* _Task directions_:
Each line that holds the word "React" counts once; give the total for the records below and nothing else.

* _Dataset entries_:

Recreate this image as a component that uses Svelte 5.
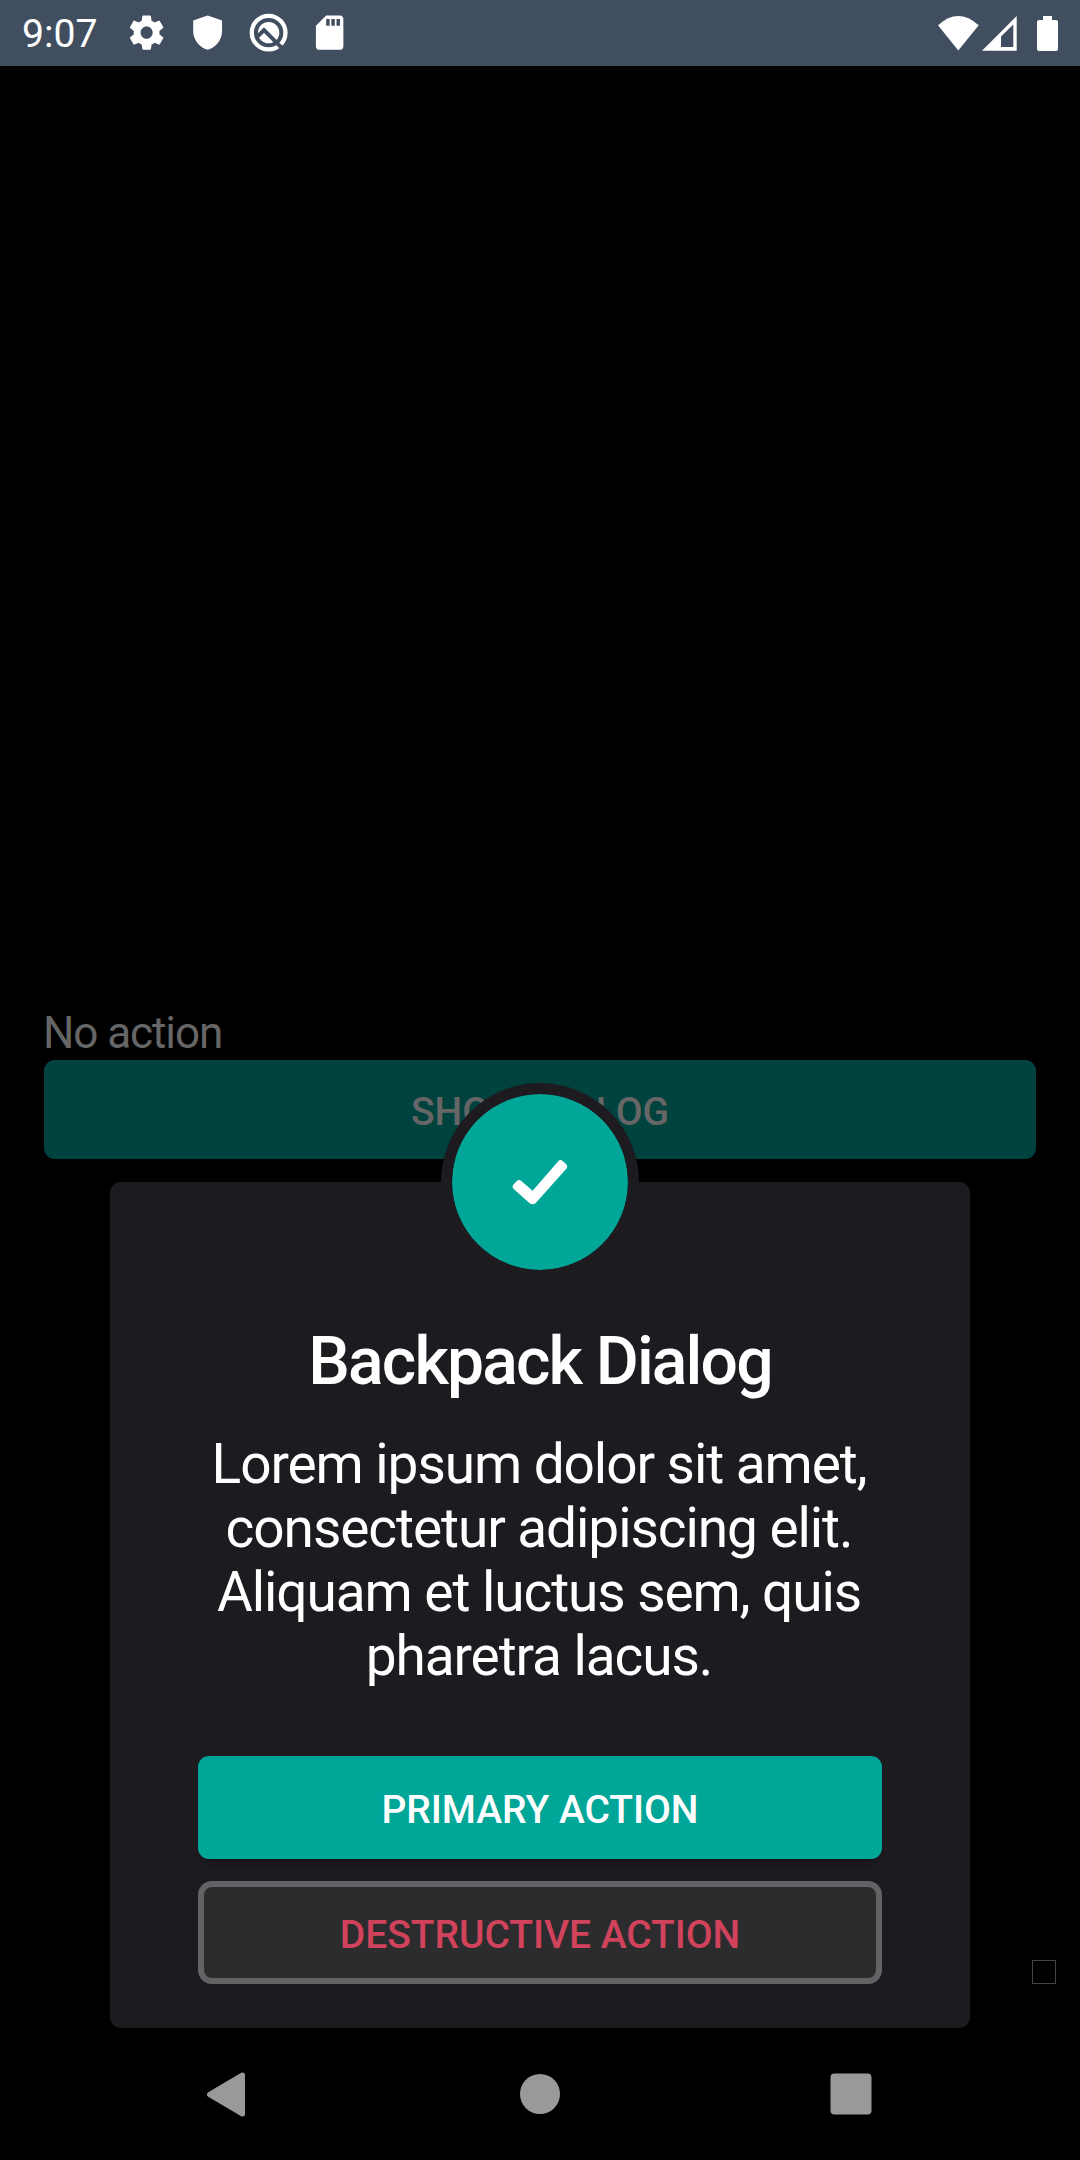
<script>
  let result = $state('No action');
  const message =
    'Lorem ipsum dolor sit amet, consectetur adipiscing elit. Aliquam et luctus sem, quis pharetra lacus.';
</script>

<div class="phone">
  <header class="status">
    <span class="time">9:07</span>
    <div class="notifications">
      <svg viewBox="0 0 24 24"><path d="M19.43 12.98c.04-.32.07-.64.07-.98s-.03-.66-.07-.98l2.11-1.65c.19-.15.24-.42.12-.64l-2-3.46c-.12-.22-.39-.3-.61-.22l-2.49 1c-.52-.4-1.08-.73-1.69-.98l-.38-2.65C14.46 2.18 14.25 2 14 2h-4c-.25 0-.46.18-.49.42l-.38 2.65c-.61.25-1.17.59-1.69.98l-2.49-1c-.23-.09-.49 0-.61.22l-2 3.46c-.13.22-.07.49.12.64l2.11 1.65c-.04.32-.07.65-.07.98s.03.66.07.98l-2.11 1.65c-.19.15-.24.42-.12.64l2 3.46c.12.22.39.3.61.22l2.49-1c.52.4 1.08.73 1.69.98l.38 2.65c.03.24.24.42.49.42h4c.25 0 .46-.18.49-.42l.38-2.65c.61-.25 1.17-.59 1.69-.98l2.49 1c.23.09.49 0 .61-.22l2-3.46c.12-.22.07-.49-.12-.64l-2.11-1.65zM12 15.5c-1.93 0-3.500-1.570-3.500-3.500s1.570-3.500 3.500-3.500 3.500 1.570 3.500 3.500-1.570 3.500-3.500 3.500z" /></svg>
      <svg viewBox="0 0 24 24"><path d="M12 2L3.600 5V11.200C3.600 16.200 7.300 20.800 12 22C16.700 20.800 20.400 16.200 20.400 11.200V5Z" /></svg>
      <svg viewBox="0 0 24 24">
        <circle class="ring" cx="12" cy="12" r="9.800" />
        <circle cx="12" cy="12" r="6.200" />
        <path class="cut" d="M5.500 14.300L9.300 10.500L19.500 20.700" />
      </svg>
      <svg viewBox="0 0 24 24"><path d="M18 2h-8L4.020 8 4 20c0 1.100.9 2 2 2h12c1.100 0 2-.9 2-2V4c0-1.100-.9-2-2-2zm-6 6h-2V4h2v4zm3 0h-2V4h2v4zm3 0h-2V4h2v4z" /></svg>
    </div>
    <svg class="system" viewBox="0 0 122 37">
      <path d="M1 10.300Q21.200-8.300 41.700 10.300L21.300 35.500Z" />
      <path fill-rule="evenodd" d="M45 35.800L79.700 1V35.800ZM64 21.500V32H76.300V9.500Z" />
      <path d="M106 1h9v4h4a2 2 0 0 1 2 2v27a2 2 0 0 1-2 2h-17a2 2 0 0 1-2-2V7a2 2 0 0 1 2-2h4z" />
    </svg>
  </header>

  <main class="page">
    <p class="result">{result}</p>
    <button class="show">SHOW DIALOG</button>
    <span class="corner-box"></span>
  </main>

  <section class="dialog" role="dialog" aria-label="Backpack Dialog">
    <div class="badge">
      <svg viewBox="36 41 168 138"><path d="M41 117L50 107.500Q56 101 63 106.500L98 136L174 48.500Q181 41 188 47L198 56Q205 63 199 70L108 172Q99 181 88 173L42 132Q34 125 41 117Z" /></svg>
    </div>
    <h1>Backpack Dialog</h1>
    <p class="message">{message}</p>
    <div class="actions">
      <button class="primary" onclick={() => (result = 'Primary action')}>PRIMARY ACTION</button>
      <button class="destructive" onclick={() => (result = 'Destructive action')}>DESTRUCTIVE ACTION</button>
    </div>
  </section>

  <nav class="navigation">
    <svg viewBox="0 0 48 48"><path class="back" d="M7.500 24.500L40.500 5V44Z" /></svg>
    <svg viewBox="0 0 48 48"><circle cx="24" cy="24" r="20" /></svg>
    <svg viewBox="0 0 48 48"><rect x="3.500" y="3.500" width="41" height="41" rx="4" /></svg>
  </nav>
</div>

<style>
  :global(body) {
    margin: 0;
    background: #000;
  }
  .phone {
    position: relative;
    display: flex;
    flex-direction: column;
    width: 1080px;
    height: 2160px;
    overflow: hidden;
    background: #000;
    font-family: Roboto, sans-serif;
  }
  p,
  h1 {
    margin: 0;
  }
  svg {
    display: block;
    fill: #fff;
  }
  button {
    display: block;
    width: 100%;
    border: 0;
    border-radius: 11px;
    padding: 4px 0 0;
    font: 500 39px Roboto, sans-serif;
  }

  .status {
    display: flex;
    align-items: center;
    height: 66px;
    box-sizing: border-box;
    padding: 0 21px 0 22px;
    background: #404e60;
  }
  .time {
    width: 104px;
    padding-top: 1px;
    color: #fff;
    font-size: 39.2px;
  }
  .notifications {
    display: flex;
    gap: 19.75px;
  }
  .notifications svg {
    width: 41.25px;
    height: 41.25px;
  }
  .ring {
    fill: none;
    stroke: #fff;
    stroke-width: 2.5;
  }
  .cut {
    fill: none;
    stroke: #404e60;
    stroke-width: 2.3;
  }
  .system {
    width: 122px;
    height: 37px;
    margin-left: auto;
  }

  .page {
    flex: 1;
    padding: 941px 44px 0;
  }
  .result {
    margin: 0 0 1px -1px;
    color: #666;
    font-size: 44px;
    line-height: 52px;
    letter-spacing: -1.07px;
  }
  .show {
    height: 99px;
    color: #666;
    background: #00423d;
  }
  .corner-box {
    display: block;
    box-sizing: border-box;
    width: 24px;
    height: 24px;
    margin: 801px -20px 0 auto;
    border: 1px solid #444;
  }

  .dialog {
    position: absolute;
    top: 1182px;
    left: 110px;
    box-sizing: border-box;
    width: 860px;
    height: 846px;
    padding: 141px 88px 44px;
    border-radius: 11px;
    background: #1d1b20;
    color: #fff;
    text-align: center;
  }
  .badge {
    position: absolute;
    top: -99px;
    left: 331px;
    display: grid;
    place-items: center;
    box-sizing: border-box;
    width: 198px;
    height: 198px;
    border: 11px solid #1d1b20;
    border-radius: 50%;
    background: #00a698;
    background-clip: padding-box;
  }
  .badge svg {
    width: 56px;
    height: 46px;
  }
  h1 {
    font-size: 66px;
    font-weight: 500;
    line-height: 77px;
    letter-spacing: -1.85px;
  }
  .message {
    margin-top: 32px;
    padding-right: 2px;
    font-size: 55px;
    line-height: 64px;
    letter-spacing: -1.08px;
  }
  .actions {
    display: grid;
    gap: 22px;
    margin-top: 68px;
  }
  .actions button {
    height: 103px;
    letter-spacing: -0.06px;
  }
  .primary {
    background: #00a698;
    color: #fff;
    box-shadow: 0 7px 6px -4px rgba(0, 0, 0, 0.35);
  }
  .actions .destructive {
    border: 6px solid #636366;
    border-radius: 14px;
    background: #2c2c2e;
    color: #d1435b;
  }

  .navigation {
    display: grid;
    grid-template-columns: 48px 48px 48px;
    column-gap: 264.5px;
    align-items: center;
    height: 132px;
    box-sizing: border-box;
    padding-left: 202px;
  }
  .navigation svg {
    width: 48px;
    height: 48px;
    fill: #999;
  }
  .navigation svg:nth-child(2) {
    margin-left: 1.5px;
  }
  .navigation svg:nth-child(3) {
    margin-left: -0.5px;
  }
  .back {
    stroke: #999;
    stroke-width: 5;
    stroke-linejoin: round;
  }
</style>
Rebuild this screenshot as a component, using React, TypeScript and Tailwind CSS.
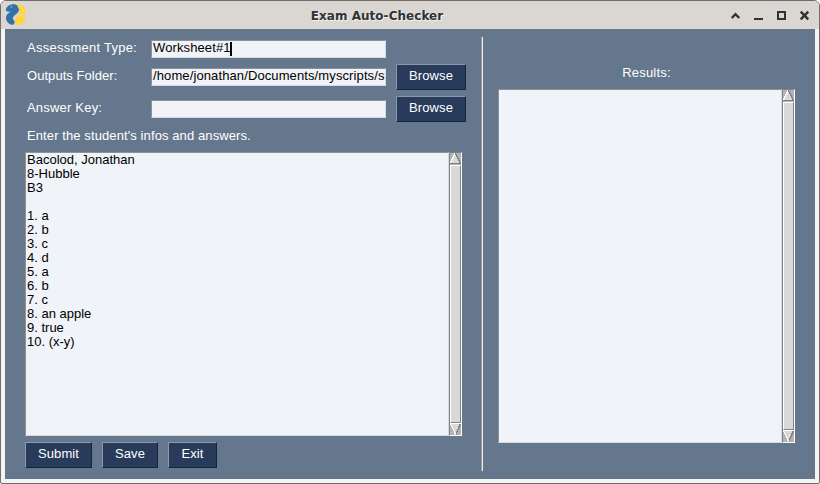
import React from "react";

type WithChildren = { children?: React.ReactNode };

function Label({ children, className = "" }: WithChildren & { className?: string }) {
  return <span className={`block whitespace-pre leading-[15px] text-white ${className}`}>{children}</span>;
}

function Field({ children, className = "" }: WithChildren & { className?: string }) {
  return (
    <div
      className={`flex h-[18px] w-[235px] shrink-0 overflow-hidden whitespace-pre border border-t-[#8f9194] border-l-[#8f9194] border-r-[#d4dbe2] border-b-[#d4dbe2] bg-[#f0f3f7] pl-px leading-[13px] tracking-[0.11px] text-black ${className}`}
    >
      {children}
    </div>
  );
}

function Button({ children, className = "" }: WithChildren & { className?: string }) {
  return (
    <button
      className={`block h-[26px] shrink-0 border border-t-[#8d98ab] border-l-[#8d98ab] border-r-[#17233a] border-b-[#17233a] bg-[#283b5b] pb-[3px] text-center leading-[15px] tracking-[0.1px] text-white ${className}`}
    >
      {children}
    </button>
  );
}

function Arrow({ down = false }: { down?: boolean }) {
  return (
    <svg width="11" height="12" viewBox="0 0 11 12" className="block shrink-0" shapeRendering="crispEdges">
      {down ? (
        <>
          <path d="M0 1H11L5.5 12Z" fill="#d9d9d9" />
          <path d="M10.5 1L5.5 11.5" stroke="#828282" strokeWidth="1.5" />
          <path d="M11 0.5H0M0.5 1L5.5 11.5" stroke="#fff" fill="none" />
        </>
      ) : (
        <>
          <path d="M5.5 0L11 11H0Z" fill="#d9d9d9" />
          <path d="M5.5 0.5L10.5 10.5H0" stroke="#828282" fill="none" />
          <path d="M5 0.5L0.5 10" stroke="#fff" strokeWidth="1.3" fill="none" />
        </>
      )}
    </svg>
  );
}

function ScrollBar() {
  return (
    <div className="flex w-[13px] shrink-0 flex-col border border-t-[#828282] border-l-[#828282] border-r-white border-b-white bg-[#b3b3b3]">
      <Arrow />
      <div className="min-h-0 flex-1 border border-t-white border-l-white border-r-[#828282] border-b-[#828282] bg-[#d9d9d9]" />
      <Arrow down />
    </div>
  );
}

function TextBox({ children, className = "" }: WithChildren & { className?: string }) {
  return (
    <div className={`flex ${className}`}>
      <div className="min-w-0 flex-1 whitespace-pre border border-t-[#8f9194] border-l-[#8f9194] border-r-[#d4dbe2] border-b-[#d4dbe2] bg-[#f0f3f7] pl-px leading-[14px] text-black">
        {children}
      </div>
      <ScrollBar />
    </div>
  );
}

function Logo() {
  return (
    <svg width="22" height="22" viewBox="0 0 22 22" className="shrink-0">
      <path
        d="M6.5 0.6C10 -0.4 14.2 1.6 14.2 5C14.2 9 9.5 10.5 8 13.5C7.3 15.5 9.3 16 9.6 18C9.7 20.5 7 21.5 4.6 20C2 18.4 0.7 16 1 13C1.3 10.3 3.8 9.3 6 7C4.5 7.6 2 8.3 1 6.3C0.4 3.7 3.5 1.4 6.5 0.6Z"
        fill="#3472a6"
      />
      <path
        d="M13.2 0.4C16.8 0.2 20 3 20.7 6C21.2 9 19.6 11.2 17.3 13.2C18.4 14.1 19.6 13.6 20.8 12.8C21.5 16.2 18.4 19.6 15 20.7C11.8 21.6 9.6 20 9.9 17C10.4 13 14.4 11.6 15.2 8.6C15.7 6.5 13.9 5.4 13 3.5C12.5 2 12.5 1 13.2 0.4Z"
        fill="#ffd43b"
      />
      <path d="M15.5 2C18 4 18.8 6.5 17.8 9C16.6 11.6 14 13 12.8 16" stroke="#ffe36b" fill="none" />
      <circle cx="6.5" cy="2.9" r="0.7" fill="#b8d4e8" />
      <circle cx="14" cy="18.4" r="0.6" fill="#fff3b0" />
    </svg>
  );
}

function TitleBar() {
  return (
    <header className="flex h-7 shrink-0 items-start bg-[#dad6d2] pl-[4px] pt-[3px]">
      <Logo />
      <h1 className="w-[698px] pl-[2px] pt-1 text-center font-['DejaVu_Sans'] text-[12px] font-bold leading-4 tracking-[0.04px] text-[#2e3436] [text-shadow:1px_1px_0_#f4f2f0]">
        Exam Auto-Checker
      </h1>
      <svg width="85" height="20" viewBox="0 0 85 20" className="ml-[3px] shrink-0" fill="none" stroke="#2e3436" strokeWidth="2">
        <path d="M3.7 14L7.5 10.2L11.3 14" strokeWidth="2.4" />
        <path d="M26 15H35" />
        <path d="M50 8H57V15H50Z" />
        <path d="M72.7 7.7L80.3 15.3M80.3 7.7L72.7 15.3" strokeWidth="2.4" />
      </svg>
    </header>
  );
}

const ANSWERS = `Bacolod, Jonathan
8-Hubble
B3

1. a
2. b
3. c
4. d
5. a
6. b
7. c
8. an apple
9. true
10. (x-y)`;

export default function App() {
  return (
    <div className="h-[484px] w-[820px] bg-white font-['Liberation_Sans',sans-serif] text-[13px]">
      <div className="flex h-[484px] flex-col overflow-hidden rounded-t-[6px] rounded-b-[2px] border border-[#716d6b] bg-[#f6f4f2]">
        <TitleBar />
        <main className="mx-1 flex h-[450px] shrink-0 bg-[#64778d] pl-5 pt-2">
          <section className="w-[441px] shrink-0">
            <div className="flex h-[27px] items-start">
              <Label className="w-[126px] pl-[2px] pt-[3px] tracking-[0.25px]">Assessment Type:</Label>
              <Field className="mt-[3px]">
                Worksheet#1
                <span className="mt-px -ml-px h-[14px] w-[2px] shrink-0 bg-black" />
              </Field>
            </div>
            <div className="flex h-8 items-start">
              <Label className="w-[126px] pl-[2px] pt-1 tracking-[0.05px]">Outputs Folder:</Label>
              <Field className="mt-1">/home/jonathan/Documents/myscripts/s</Field>
              <Button className="ml-[10px] w-[70px]">Browse</Button>
            </div>
            <div className="flex h-8 items-start">
              <Label className="w-[126px] pl-[2px] pt-1 tracking-[0.2px]">Answer Key:</Label>
              <Field className="mt-1" />
              <Button className="ml-[10px] w-[70px]">Browse</Button>
            </div>
            <Label className="h-6 pl-[2px] tracking-[0.1px]">Enter the student's infos and answers.</Label>
            <TextBox className="h-[284px] w-[437px]">{ANSWERS}</TextBox>
            <div className="mt-1.5 flex gap-2.5">
              <Button className="w-[67px]">Submit</Button>
              <Button className="w-14">Save</Button>
              <Button className="w-[49px]">Exit</Button>
            </div>
          </section>
          <div className="ml-[15px] h-[434px] w-[2px] shrink-0 border-l border-r border-l-[#9a9a9a] border-r-[#f0ebe7]" />
          <section className="ml-[15px] w-[297px]">
            <Label className="h-[52px] pt-[28px] text-center tracking-[0.2px]">Results:</Label>
            <TextBox className="h-[354px]" />
          </section>
        </main>
      </div>
    </div>
  );
}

* _Expected answer_:
3